A D.C. Councilwoman called for a formal apology from ABC to the community of Deanwood at a Deanwood Citizen’s Association meeting Monday.
In the basement of the First Baptist Church of Deanwood, Councilwoman Yvette Alexander of D.C. Ward 7 said she had drafted a letter to the network in response to their characterization of Deanwood as “one of the worst neighborhoods in the country,” on the reality show, “Extreme Makeover: Home Edition.” Alexander and residents of the community disputed that characterization at the meeting.
Each episode of the show follows ABC’s crew as they redesign a home or structure for a “deserving family,” according to ABC’s Web site.
“Extreme Makeover” came to Deanwood in August 2009 to renovate a youth center called The Fishing School, according to the DC Office of Motion Picture and Television Development.
The “Extreme Makeover” team took down and rebuilt the center to include classrooms, recreation space, kitchens and offices, the DCOMPT said.
In addition to this recent expression of disapproval, Alexander criticized Sen. Jim DeWitt (R-S.C.) in March 2009 for his negative comments about D.C. public schools.
Deanwood resident Maurice Banks said he was “very disturbed” by ABC’s portrayal of his neighborhood.
At the meeting, Banks was recognized for his long-term contribution to the community. As a teen, Banks was part of The Deanwood Civic Association, one of the first such institutions in Washington, D.C.
At the start of the meeting, Officer Jason Medina of the Metropolitan Police Department stated that some crime in the area was down.
Medina told the story of one woman who reported seeing individuals coming out of a property that she knew did not belong to them. Upon responding to the call, police discovered a jeep filled with items that had been removed from the building, according to Medina.
Medina stressed the importance of community participation in fighting crime.
Though Medina said Deanwood was “in a good place” compared to the previous year’s crime statistics, he encouraged residents to take personal precautions.
“Please do not walk in a dark area by yourself,” Medina said. “Even if you have a can of mace, I do not recommend that you walk in a dark area by yourself.”
Several speakers at the meeting addressed the new Deanwood Recreation Center and Library.

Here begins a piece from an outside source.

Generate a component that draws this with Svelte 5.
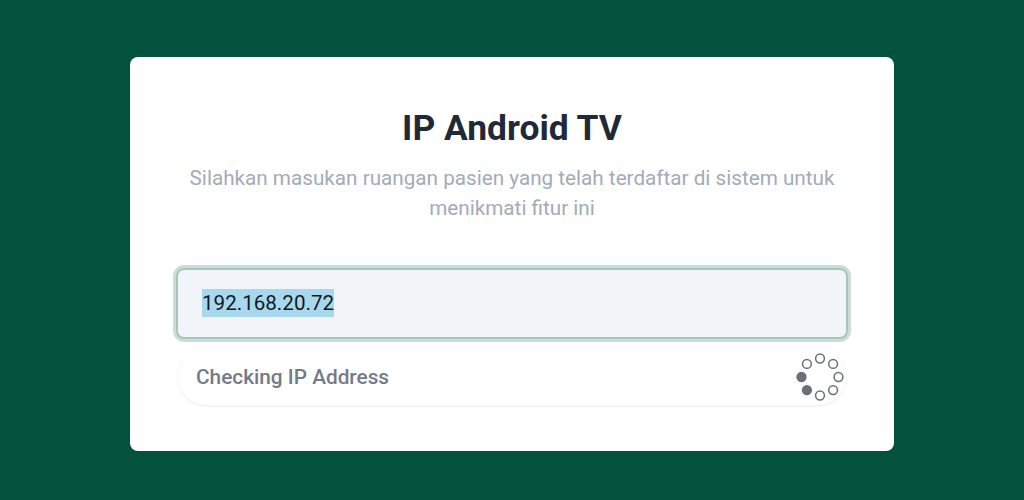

These facilities will open in the summer of 2010, according to Archie Williams of the Governmental Office of the D.C. Public Libraries.
Ward 7 Outreach Coordinator for the D.C. Department of Parks and Recreation Linda Williams said the center would offer employment for young people in the community.
Beverly Goode, a resident of Deanwood for nearly 60 years, expressed concerns about the Friends of Program, an outcropping of the DPR through which community organizations can raise funds for a park or recreation site, which Williams mentioned in her presentation.
It is the responsibility of the city to provide those services, Goode said, “so we don’t have to go out here and kill ourselves to have a book sale to open the pool for Saturday, because that’s the purpose of the rec center, is to serve the community.”
Residents also inquired about a recent press release from the D.C. Department of Public Works regarding sanitation. Normal trash-pick up had been put on hold due to the heavy snowfall that D.C. incurred in early February.
“The temperatures are melting the snow, so it’s back to your normal routine,” Alexander said, in summary of the press release.
The last presentation came from Robert King of the Deanwood Recreation and Library Committee. In honor of Black History Month, King read a fictional story about a world without “black people.” Residents who had been shifting towards the door took their places again and quieted as King’s voice filled the room.
The white characters in the story first rejoiced at the absence of African Americans. Soon they realized how many inventions the black community had contributed to society over the years, including the elevator, the automatic gearshift and the air conditioner, according to the story.
After King finished, Deanwood resident Juanity Fairchild announced that the government recently recognized her great-grandfather, Benjamin Hicks, for inventing the “pea picker.” Though Hicks had discovered the device, he could not take credit for it, according to Fairchild.
“He couldn’t patent it because he wasn’t white,” Fairchild said.
The meeting concluded without further mention of Alexander’s letter. Residents streamed through the 105-year-old church, upstairs to the back entrance. Outside, a cold rain fell over them as they piled into cars.
Three ladies began to pull out of the parking lot with Goode at the wheel. At the stop sign, she rolled down her window and invited a university student into her car. Goode said no one should have been outside alone on that night.